_Your instructions_: Where a line contains the word "index", copy that line.

===== Information provided =====

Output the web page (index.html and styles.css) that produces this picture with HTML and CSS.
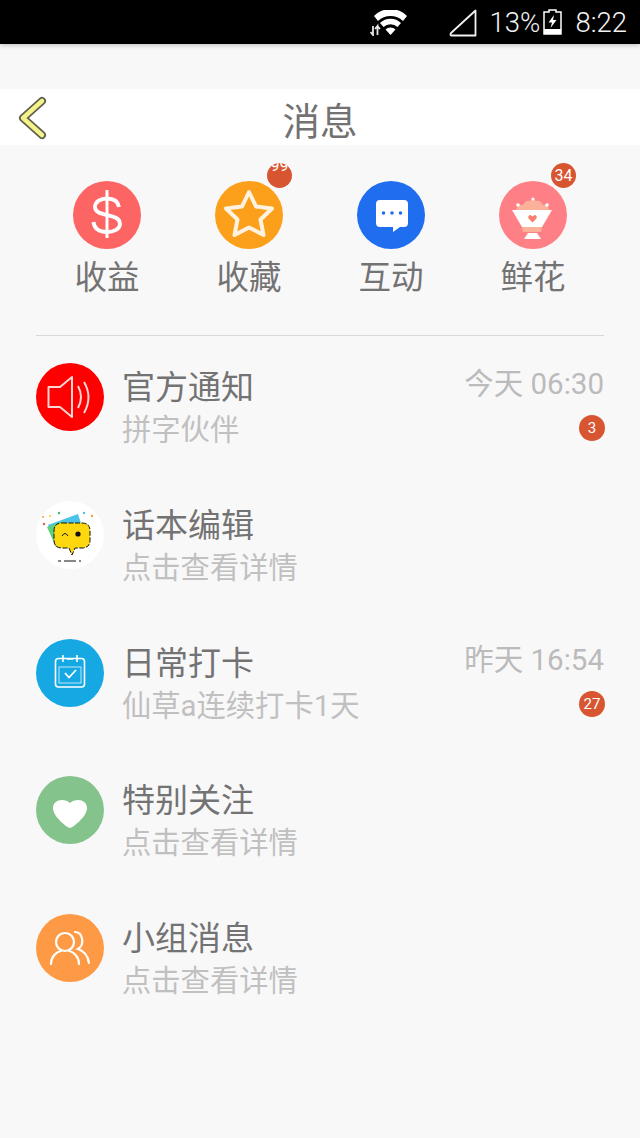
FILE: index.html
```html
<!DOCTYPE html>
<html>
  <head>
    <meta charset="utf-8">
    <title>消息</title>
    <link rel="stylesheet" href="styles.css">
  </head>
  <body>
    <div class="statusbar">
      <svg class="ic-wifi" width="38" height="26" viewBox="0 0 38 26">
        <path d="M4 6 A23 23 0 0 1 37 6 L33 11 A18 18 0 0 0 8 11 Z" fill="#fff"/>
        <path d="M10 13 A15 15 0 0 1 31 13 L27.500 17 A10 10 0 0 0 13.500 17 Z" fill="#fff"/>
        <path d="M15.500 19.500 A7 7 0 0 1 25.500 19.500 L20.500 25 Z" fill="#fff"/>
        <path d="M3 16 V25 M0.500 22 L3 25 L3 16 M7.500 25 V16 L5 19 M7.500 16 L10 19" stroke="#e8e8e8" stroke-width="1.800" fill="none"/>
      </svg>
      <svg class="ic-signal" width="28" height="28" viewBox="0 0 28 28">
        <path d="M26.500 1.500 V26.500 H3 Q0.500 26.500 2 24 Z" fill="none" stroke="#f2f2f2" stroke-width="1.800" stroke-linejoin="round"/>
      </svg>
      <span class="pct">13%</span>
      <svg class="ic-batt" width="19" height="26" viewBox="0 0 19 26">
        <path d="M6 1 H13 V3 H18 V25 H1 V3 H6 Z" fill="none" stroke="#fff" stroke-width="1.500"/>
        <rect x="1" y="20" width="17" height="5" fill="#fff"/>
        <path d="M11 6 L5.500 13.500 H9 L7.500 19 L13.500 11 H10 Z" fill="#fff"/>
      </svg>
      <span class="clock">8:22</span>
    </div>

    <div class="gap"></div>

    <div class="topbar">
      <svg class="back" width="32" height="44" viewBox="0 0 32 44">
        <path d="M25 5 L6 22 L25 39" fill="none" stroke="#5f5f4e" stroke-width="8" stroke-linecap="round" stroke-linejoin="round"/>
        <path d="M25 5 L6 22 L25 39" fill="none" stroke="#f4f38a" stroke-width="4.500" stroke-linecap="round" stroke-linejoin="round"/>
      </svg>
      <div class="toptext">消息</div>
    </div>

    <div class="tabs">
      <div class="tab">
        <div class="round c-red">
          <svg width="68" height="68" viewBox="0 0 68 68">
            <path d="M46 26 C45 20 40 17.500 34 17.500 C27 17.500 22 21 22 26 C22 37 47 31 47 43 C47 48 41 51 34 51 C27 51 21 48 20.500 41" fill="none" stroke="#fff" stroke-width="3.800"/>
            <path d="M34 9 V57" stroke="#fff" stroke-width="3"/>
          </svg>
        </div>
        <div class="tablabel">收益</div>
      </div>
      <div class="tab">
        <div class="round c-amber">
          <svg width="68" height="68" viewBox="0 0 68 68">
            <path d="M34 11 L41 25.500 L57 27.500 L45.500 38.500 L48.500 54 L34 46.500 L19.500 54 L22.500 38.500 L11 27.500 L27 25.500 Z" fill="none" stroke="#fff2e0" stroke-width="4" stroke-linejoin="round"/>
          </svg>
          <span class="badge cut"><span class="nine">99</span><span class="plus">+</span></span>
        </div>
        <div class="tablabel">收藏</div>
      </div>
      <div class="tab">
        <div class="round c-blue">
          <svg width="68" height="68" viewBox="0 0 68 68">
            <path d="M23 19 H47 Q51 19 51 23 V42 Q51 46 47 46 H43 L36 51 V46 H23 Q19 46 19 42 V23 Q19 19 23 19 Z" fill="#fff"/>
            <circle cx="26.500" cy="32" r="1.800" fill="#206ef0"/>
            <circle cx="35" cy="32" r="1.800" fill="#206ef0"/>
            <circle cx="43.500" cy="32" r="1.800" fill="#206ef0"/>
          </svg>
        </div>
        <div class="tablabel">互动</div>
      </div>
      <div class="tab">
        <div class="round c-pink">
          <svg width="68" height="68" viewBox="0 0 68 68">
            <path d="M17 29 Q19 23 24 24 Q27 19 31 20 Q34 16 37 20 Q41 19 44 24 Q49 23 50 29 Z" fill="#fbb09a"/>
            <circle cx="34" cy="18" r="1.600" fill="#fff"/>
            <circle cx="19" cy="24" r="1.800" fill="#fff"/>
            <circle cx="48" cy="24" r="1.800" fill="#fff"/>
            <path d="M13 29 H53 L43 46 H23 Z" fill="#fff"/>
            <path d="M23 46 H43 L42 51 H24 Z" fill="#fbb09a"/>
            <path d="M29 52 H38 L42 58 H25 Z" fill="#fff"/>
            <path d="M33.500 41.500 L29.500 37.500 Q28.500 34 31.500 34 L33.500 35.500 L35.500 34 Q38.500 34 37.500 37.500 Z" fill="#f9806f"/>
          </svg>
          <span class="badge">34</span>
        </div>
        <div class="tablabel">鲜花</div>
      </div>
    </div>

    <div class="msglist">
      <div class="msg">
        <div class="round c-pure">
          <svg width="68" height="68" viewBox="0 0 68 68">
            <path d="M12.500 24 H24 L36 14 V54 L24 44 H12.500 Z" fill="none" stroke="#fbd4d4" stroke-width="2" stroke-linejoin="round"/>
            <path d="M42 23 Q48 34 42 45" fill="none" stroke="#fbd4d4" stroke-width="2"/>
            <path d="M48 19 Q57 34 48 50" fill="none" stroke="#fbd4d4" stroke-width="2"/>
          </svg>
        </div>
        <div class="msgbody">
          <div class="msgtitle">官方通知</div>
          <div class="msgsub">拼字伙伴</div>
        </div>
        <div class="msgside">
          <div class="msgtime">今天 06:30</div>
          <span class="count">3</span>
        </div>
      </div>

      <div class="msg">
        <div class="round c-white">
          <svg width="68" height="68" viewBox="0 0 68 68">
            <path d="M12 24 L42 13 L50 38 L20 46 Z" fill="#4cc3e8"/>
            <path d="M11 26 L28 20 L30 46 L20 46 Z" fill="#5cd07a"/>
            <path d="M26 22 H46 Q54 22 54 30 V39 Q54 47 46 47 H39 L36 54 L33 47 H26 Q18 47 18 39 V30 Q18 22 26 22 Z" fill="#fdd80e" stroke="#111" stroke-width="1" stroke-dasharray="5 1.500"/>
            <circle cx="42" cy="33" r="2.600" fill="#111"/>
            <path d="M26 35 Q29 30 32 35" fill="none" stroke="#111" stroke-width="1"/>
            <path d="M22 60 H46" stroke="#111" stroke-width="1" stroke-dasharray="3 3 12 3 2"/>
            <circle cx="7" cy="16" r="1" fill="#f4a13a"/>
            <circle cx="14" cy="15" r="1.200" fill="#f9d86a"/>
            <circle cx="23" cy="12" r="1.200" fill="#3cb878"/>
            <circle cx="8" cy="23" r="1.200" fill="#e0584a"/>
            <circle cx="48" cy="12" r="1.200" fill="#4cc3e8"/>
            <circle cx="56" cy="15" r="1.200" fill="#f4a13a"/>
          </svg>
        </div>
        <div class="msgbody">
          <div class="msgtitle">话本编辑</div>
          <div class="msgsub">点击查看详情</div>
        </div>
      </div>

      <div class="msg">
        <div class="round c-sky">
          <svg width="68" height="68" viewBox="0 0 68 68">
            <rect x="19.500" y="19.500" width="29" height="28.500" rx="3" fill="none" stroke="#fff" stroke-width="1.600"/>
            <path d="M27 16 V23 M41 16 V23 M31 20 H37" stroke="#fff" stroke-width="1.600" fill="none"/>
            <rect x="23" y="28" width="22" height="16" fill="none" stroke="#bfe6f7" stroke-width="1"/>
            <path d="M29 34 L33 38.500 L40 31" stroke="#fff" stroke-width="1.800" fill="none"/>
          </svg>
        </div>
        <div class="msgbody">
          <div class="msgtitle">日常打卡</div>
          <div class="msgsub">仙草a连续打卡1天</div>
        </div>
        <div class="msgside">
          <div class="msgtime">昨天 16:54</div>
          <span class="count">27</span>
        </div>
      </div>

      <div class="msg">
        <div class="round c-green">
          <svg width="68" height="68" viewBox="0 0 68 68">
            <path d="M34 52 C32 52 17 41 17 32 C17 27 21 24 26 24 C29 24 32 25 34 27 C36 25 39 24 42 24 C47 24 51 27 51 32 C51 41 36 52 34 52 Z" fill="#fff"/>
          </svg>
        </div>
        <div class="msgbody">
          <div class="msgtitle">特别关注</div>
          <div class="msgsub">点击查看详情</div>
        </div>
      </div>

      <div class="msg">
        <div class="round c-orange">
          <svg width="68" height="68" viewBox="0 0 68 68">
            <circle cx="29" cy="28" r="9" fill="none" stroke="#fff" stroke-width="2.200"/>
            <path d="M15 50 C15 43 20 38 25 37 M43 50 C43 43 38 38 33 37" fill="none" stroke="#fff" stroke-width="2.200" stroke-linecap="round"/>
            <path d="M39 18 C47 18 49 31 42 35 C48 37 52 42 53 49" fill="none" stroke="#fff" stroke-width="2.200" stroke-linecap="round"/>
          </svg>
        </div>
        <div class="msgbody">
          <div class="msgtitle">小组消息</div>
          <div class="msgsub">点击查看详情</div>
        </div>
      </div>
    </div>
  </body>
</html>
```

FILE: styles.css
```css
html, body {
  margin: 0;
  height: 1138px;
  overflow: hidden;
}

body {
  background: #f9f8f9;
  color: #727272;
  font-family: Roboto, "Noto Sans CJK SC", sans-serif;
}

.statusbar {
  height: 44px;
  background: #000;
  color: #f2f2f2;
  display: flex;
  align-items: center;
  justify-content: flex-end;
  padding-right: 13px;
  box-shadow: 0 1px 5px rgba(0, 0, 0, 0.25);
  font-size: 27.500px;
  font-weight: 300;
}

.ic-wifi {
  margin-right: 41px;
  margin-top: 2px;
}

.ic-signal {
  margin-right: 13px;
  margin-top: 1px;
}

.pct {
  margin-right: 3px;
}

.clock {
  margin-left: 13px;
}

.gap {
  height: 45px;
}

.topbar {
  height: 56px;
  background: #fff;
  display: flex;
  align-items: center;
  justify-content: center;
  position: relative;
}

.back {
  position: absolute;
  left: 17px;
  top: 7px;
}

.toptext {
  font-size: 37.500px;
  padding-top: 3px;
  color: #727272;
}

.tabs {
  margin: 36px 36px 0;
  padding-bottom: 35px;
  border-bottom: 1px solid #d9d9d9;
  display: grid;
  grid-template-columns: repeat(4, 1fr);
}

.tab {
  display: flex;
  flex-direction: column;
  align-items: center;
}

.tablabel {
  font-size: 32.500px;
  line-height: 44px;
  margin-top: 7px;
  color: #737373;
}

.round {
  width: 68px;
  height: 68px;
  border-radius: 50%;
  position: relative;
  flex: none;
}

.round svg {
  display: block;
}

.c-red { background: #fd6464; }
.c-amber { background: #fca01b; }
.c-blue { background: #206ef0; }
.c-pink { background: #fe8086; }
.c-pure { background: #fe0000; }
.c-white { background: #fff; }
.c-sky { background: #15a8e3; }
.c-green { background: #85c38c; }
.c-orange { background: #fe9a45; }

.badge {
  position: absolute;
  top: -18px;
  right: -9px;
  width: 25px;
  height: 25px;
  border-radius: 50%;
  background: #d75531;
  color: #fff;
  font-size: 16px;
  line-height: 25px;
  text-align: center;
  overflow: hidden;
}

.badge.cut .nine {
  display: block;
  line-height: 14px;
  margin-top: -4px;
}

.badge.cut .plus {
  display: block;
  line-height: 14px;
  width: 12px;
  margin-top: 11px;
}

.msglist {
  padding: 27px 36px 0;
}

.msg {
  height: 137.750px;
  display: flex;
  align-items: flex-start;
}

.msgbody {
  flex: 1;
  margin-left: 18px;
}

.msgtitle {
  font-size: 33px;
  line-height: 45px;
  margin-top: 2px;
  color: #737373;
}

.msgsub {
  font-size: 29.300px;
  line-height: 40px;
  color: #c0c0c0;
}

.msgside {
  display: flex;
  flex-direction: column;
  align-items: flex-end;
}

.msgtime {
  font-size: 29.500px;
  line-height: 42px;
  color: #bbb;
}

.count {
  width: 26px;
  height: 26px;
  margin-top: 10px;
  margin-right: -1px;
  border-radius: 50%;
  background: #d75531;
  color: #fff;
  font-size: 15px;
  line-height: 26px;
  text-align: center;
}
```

=====

_Task solution_:
Output the web page (index.html and styles.css) that produces this picture with HTML and CSS.
FILE: index.html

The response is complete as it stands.